In the illustration, consider both the clients have a cached copy of a particular memory block from a previous read. Suppose the client on the bottom updates/changes that memory block, the client on the top could be left with an invalid cache of memory without any notification of the change. Cache coherence is intended to manage such conflicts by maintaining a coherent view of the data values in multiple caches.
The following are the requirements for cache coherence:
Changes to the data in any cache must be propagated to other copies (of that cache line) in the peer caches.
Reads/Writes to a single memory location must be seen by all processors in the same order.
Theoretically, coherence can be performed at the load/store granularity. However, in practice it is generally performed at the granularity of cache blocks
Coherence defines the behavior of reads and writes to a single address location.
One type of data occurring simultaneously in different cache memory is called cache coherence, or in some systems, global memory.
In a multiprocessor system, consider that more than one processor has cached a copy of the memory location X. The following conditions are necessary to achieve cache coherence:
- In a read made by a processor P to a location X that follows a write by the same processor P to X, with no writes to X by another processor occurring between the write and the read instructions made by P, X must always return the value written by P.
- In a read made by a processor P1 to location X that follows a write by another processor P2 to X, with no other writes to X made by any processor occurring between the two accesses and with the read and write being sufficiently separated, X must always return the value written by P2. This condition defines the concept of coherent view of memory. Propagating the writes to the shared memory location ensures that all the caches have a coherent view of the memory. If processor P1 reads the old value of X, even after the write by P2, we can say that the memory is incoherent.

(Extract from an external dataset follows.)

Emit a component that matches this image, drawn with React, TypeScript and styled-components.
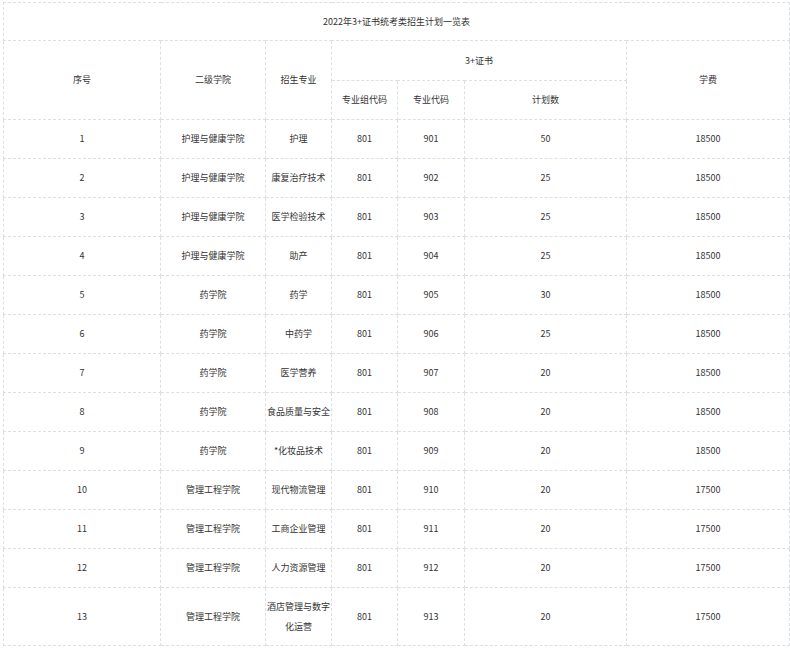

The above conditions satisfy the Write Propagation criteria required for cache coherence. However, they are not sufficient as they do not satisfy the Transaction Serialization condition. To illustrate this better, consider the following example:
A multi-processor system consists of four processors - P1, P2, P3 and P4, all containing cached copies of a shared variable S whose initial value is 0. Processor P1 changes the value of S (in its cached copy) to 10 following which processor P2 changes the value of S in its own cached copy to 20. If we ensure only write propagation, then P3 and P4 will certainly see the changes made to S by P1 and P2. However, P3 may see the change made by P1 after seeing the change made by P2 and hence return 10 on a read to S. P4 on the other hand may see changes made by P1 and P2 in the order in which they are made and hence return 20 on a read to S. The processors P3 and P4 now have an incoherent view of the memory.
Therefore, in order to satisfy Transaction Serialization, and hence achieve Cache Coherence, the following condition along with the previous two mentioned in this section must be met:
- Writes to the same location must be sequenced. In other words, if location X received two different values A and B, in this order, from any two processors, the processors can never read location X as B and then read it as A. The location X must be seen with values A and B in that order.
The alternative definition of a coherent system is via the definition of sequential consistency memory model: “the cache coherent system must appear to execute all threads’ loads and stores to a single memory location in a total order that respects the program order of each thread”. Thus, the only difference between the cache coherent system and sequentially consistent system is in the number of address locations the definition talks about (single memory location for a cache coherent system, and all memory locations for a sequentially consistent system).
Bus watching or Snooping
Each processor has its own cache that acts as a bridge between processor and Main Memory. The connection is made using a System Bus or a Crossbar (“xbar”) or a mix of two previously approach, bus for address and crossbar for Data (Data crossbar).
The bottleneck of these systems is the traffic and the Memory bandwidth.
Types of snooping protocols
There are two kinds of snooping protocols depending on the way to manage a local copy of a write operation:
When a processor writes on a shared cache block, all the shared copies in the other caches are invalidated through bus snooping. This method ensures that only one copy of a datum can be exclusively read and written by a processor. All the other copies in other caches are invalidated. This is the most commonly used snooping protocol. MSI, MESI, MOSI, MOESI, and MESIF protocols belong to this category.
When a processor writes on a shared cache block, all the shared copies of the other caches are updated through bus snooping. This method broadcasts a write data to all caches throughout a bus. It incurs larger bus traffic than write-invalidate protocol. That is why this method is uncommon. Dragon and firefly protocols belong to this category
Directory-based – Message-passing
Coherence protocols apply cache coherence in multiprocessor systems. The intention is that two clients must never see different values for the same shared data.
When a write operation is observed to a location that a cache has a copy of, the cache controller invalidates its own copy of the snooped memory location, which forces a read from main memory of the new value on its next access.
When a write operation is observed to a location that a cache has a copy of, the cache controller updates its own copy of the snooped memory location with the new data.
If the protocol design states that whenever any copy of the shared data is changed, all the other copies must be “updated” to reflect the change, then it is a write-update protocol. If the design states that a write to a cached copy by any processor requires other processors to discard or invalidate their cached copies, then it is a write-invalidate protocol.
However, scalability is one shortcoming of broadcast protocols.